[Supplied material start]
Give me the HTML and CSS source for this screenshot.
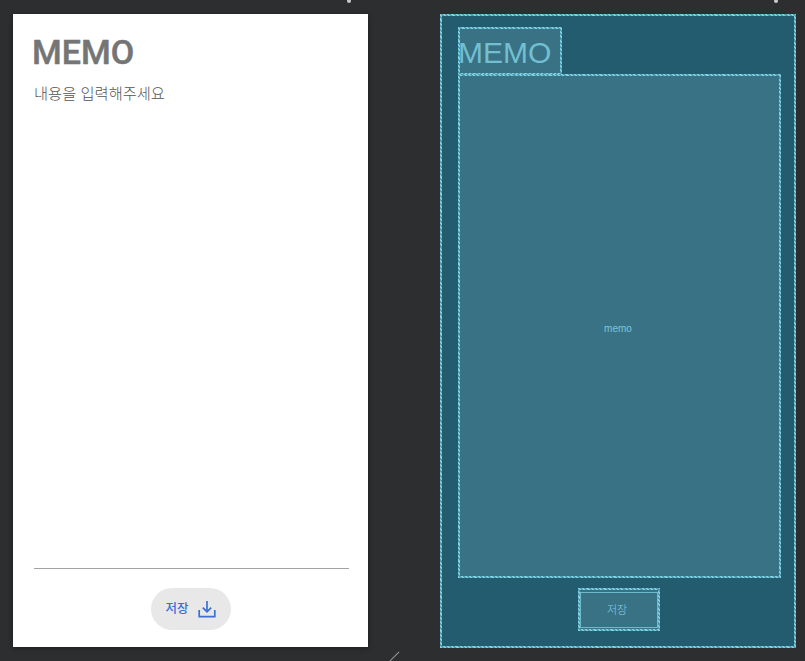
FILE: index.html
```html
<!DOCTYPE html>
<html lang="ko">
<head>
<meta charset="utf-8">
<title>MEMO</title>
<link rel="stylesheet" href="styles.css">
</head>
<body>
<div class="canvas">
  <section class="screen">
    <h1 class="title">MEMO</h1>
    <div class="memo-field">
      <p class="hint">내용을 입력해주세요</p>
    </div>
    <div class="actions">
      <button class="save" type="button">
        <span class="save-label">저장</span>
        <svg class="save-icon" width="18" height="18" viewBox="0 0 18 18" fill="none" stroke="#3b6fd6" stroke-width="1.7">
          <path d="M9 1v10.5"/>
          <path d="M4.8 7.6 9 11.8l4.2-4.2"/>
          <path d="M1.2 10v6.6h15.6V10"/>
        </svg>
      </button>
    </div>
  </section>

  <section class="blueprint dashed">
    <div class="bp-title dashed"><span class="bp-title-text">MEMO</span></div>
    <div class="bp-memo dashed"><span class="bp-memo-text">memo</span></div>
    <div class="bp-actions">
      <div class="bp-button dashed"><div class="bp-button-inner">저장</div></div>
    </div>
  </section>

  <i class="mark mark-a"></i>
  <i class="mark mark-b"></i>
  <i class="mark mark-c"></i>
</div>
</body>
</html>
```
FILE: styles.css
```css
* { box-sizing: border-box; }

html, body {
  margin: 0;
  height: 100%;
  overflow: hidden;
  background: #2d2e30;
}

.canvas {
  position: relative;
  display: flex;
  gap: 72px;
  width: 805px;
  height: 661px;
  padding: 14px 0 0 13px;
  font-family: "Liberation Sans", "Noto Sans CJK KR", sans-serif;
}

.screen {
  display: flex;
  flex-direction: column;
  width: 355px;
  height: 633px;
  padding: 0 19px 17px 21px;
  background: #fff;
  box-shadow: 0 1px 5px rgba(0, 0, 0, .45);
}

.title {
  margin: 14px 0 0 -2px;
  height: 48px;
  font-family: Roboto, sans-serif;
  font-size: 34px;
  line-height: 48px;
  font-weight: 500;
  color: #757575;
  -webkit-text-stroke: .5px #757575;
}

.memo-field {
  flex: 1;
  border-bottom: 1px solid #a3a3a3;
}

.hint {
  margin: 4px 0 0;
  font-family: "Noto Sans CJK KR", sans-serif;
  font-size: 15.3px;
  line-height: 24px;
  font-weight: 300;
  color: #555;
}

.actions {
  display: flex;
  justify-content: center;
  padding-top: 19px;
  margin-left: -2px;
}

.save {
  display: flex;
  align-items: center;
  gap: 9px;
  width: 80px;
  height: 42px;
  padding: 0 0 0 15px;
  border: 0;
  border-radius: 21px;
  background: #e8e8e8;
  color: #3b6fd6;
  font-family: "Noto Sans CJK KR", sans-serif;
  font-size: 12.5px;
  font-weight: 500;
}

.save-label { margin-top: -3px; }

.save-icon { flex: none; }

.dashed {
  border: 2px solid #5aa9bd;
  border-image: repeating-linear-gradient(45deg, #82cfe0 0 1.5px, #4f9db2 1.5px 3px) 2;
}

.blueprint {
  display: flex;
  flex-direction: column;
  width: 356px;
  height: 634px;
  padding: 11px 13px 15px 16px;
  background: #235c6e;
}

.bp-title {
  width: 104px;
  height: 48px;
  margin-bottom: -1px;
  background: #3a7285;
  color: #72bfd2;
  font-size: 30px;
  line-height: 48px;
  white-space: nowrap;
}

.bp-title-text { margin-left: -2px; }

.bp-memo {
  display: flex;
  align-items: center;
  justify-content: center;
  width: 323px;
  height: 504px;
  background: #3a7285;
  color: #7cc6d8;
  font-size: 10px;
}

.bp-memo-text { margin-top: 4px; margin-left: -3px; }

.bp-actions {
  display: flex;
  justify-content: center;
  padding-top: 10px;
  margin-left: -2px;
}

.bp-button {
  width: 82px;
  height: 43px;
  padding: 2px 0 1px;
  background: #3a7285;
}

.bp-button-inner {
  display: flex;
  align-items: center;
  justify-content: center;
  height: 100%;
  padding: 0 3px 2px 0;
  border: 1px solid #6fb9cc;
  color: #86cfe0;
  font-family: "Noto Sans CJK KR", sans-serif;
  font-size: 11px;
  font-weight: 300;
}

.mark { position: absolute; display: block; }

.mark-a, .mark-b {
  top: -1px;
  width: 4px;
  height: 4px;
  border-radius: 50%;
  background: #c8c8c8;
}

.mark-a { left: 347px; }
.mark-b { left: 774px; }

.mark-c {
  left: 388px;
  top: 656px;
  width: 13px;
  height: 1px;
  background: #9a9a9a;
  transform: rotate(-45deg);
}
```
[Supplied material end]
Work instructions: Return each line of the data, keeping its wording exact and omitting pictures.

Task solution:
Give me the HTML and CSS source for this screenshot.
FILE: index.html
```html
<!DOCTYPE html>
<html lang="ko">
<head>
<meta charset="utf-8">
<title>MEMO</title>
<link rel="stylesheet" href="styles.css">
</head>
<body>
<div class="canvas">
  <section class="screen">
    <h1 class="title">MEMO</h1>
    <div class="memo-field">
      <p class="hint">내용을 입력해주세요</p>
    </div>
    <div class="actions">
      <button class="save" type="button">
        <span class="save-label">저장</span>
        <svg class="save-icon" width="18" height="18" viewBox="0 0 18 18" fill="none" stroke="#3b6fd6" stroke-width="1.7">
          <path d="M9 1v10.5"/>
          <path d="M4.8 7.6 9 11.8l4.2-4.2"/>
          <path d="M1.2 10v6.6h15.6V10"/>
        </svg>
      </button>
    </div>
  </section>

  <section class="blueprint dashed">
    <div class="bp-title dashed"><span class="bp-title-text">MEMO</span></div>
    <div class="bp-memo dashed"><span class="bp-memo-text">memo</span></div>
    <div class="bp-actions">
      <div class="bp-button dashed"><div class="bp-button-inner">저장</div></div>
    </div>
  </section>

  <i class="mark mark-a"></i>
  <i class="mark mark-b"></i>
  <i class="mark mark-c"></i>
</div>
</body>
</html>
```
FILE: styles.css
```css
* { box-sizing: border-box; }

html, body {
  margin: 0;
  height: 100%;
  overflow: hidden;
  background: #2d2e30;
}

.canvas {
  position: relative;
  display: flex;
  gap: 72px;
  width: 805px;
  height: 661px;
  padding: 14px 0 0 13px;
  font-family: "Liberation Sans", "Noto Sans CJK KR", sans-serif;
}

.screen {
  display: flex;
  flex-direction: column;
  width: 355px;
  height: 633px;
  padding: 0 19px 17px 21px;
  background: #fff;
  box-shadow: 0 1px 5px rgba(0, 0, 0, .45);
}

.title {
  margin: 14px 0 0 -2px;
  height: 48px;
  font-family: Roboto, sans-serif;
  font-size: 34px;
  line-height: 48px;
  font-weight: 500;
  color: #757575;
  -webkit-text-stroke: .5px #757575;
}

.memo-field {
  flex: 1;
  border-bottom: 1px solid #a3a3a3;
}

.hint {
  margin: 4px 0 0;
  font-family: "Noto Sans CJK KR", sans-serif;
  font-size: 15.3px;
  line-height: 24px;
  font-weight: 300;
  color: #555;
}

.actions {
  display: flex;
  justify-content: center;
  padding-top: 19px;
  margin-left: -2px;
}

.save {
  display: flex;
  align-items: center;
  gap: 9px;
  width: 80px;
  height: 42px;
  padding: 0 0 0 15px;
  border: 0;
  border-radius: 21px;
  background: #e8e8e8;
  color: #3b6fd6;
  font-family: "Noto Sans CJK KR", sans-serif;
  font-size: 12.5px;
  font-weight: 500;
}

.save-label { margin-top: -3px; }

.save-icon { flex: none; }

.dashed {
  border: 2px solid #5aa9bd;
  border-image: repeating-linear-gradient(45deg, #82cfe0 0 1.5px, #4f9db2 1.5px 3px) 2;
}

.blueprint {
  display: flex;
  flex-direction: column;
  width: 356px;
  height: 634px;
  padding: 11px 13px 15px 16px;
  background: #235c6e;
}

.bp-title {
  width: 104px;
  height: 48px;
  margin-bottom: -1px;
  background: #3a7285;
  color: #72bfd2;
  font-size: 30px;
  line-height: 48px;
  white-space: nowrap;
}

.bp-title-text { margin-left: -2px; }

.bp-memo {
  display: flex;
  align-items: center;
  justify-content: center;
  width: 323px;
  height: 504px;
  background: #3a7285;
  color: #7cc6d8;
  font-size: 10px;
}

.bp-memo-text { margin-top: 4px; margin-left: -3px; }

.bp-actions {
  display: flex;
  justify-content: center;
  padding-top: 10px;
  margin-left: -2px;
}

.bp-button {
  width: 82px;
  height: 43px;
  padding: 2px 0 1px;
  background: #3a7285;
}

.bp-button-inner {
  display: flex;
  align-items: center;
  justify-content: center;
  height: 100%;
  padding: 0 3px 2px 0;
  border: 1px solid #6fb9cc;
  color: #86cfe0;
  font-family: "Noto Sans CJK KR", sans-serif;
  font-size: 11px;
  font-weight: 300;
}

.mark { position: absolute; display: block; }

.mark-a, .mark-b {
  top: -1px;
  width: 4px;
  height: 4px;
  border-radius: 50%;
  background: #c8c8c8;
}

.mark-a { left: 347px; }
.mark-b { left: 774px; }

.mark-c {
  left: 388px;
  top: 656px;
  width: 13px;
  height: 1px;
  background: #9a9a9a;
  transform: rotate(-45deg);
}
```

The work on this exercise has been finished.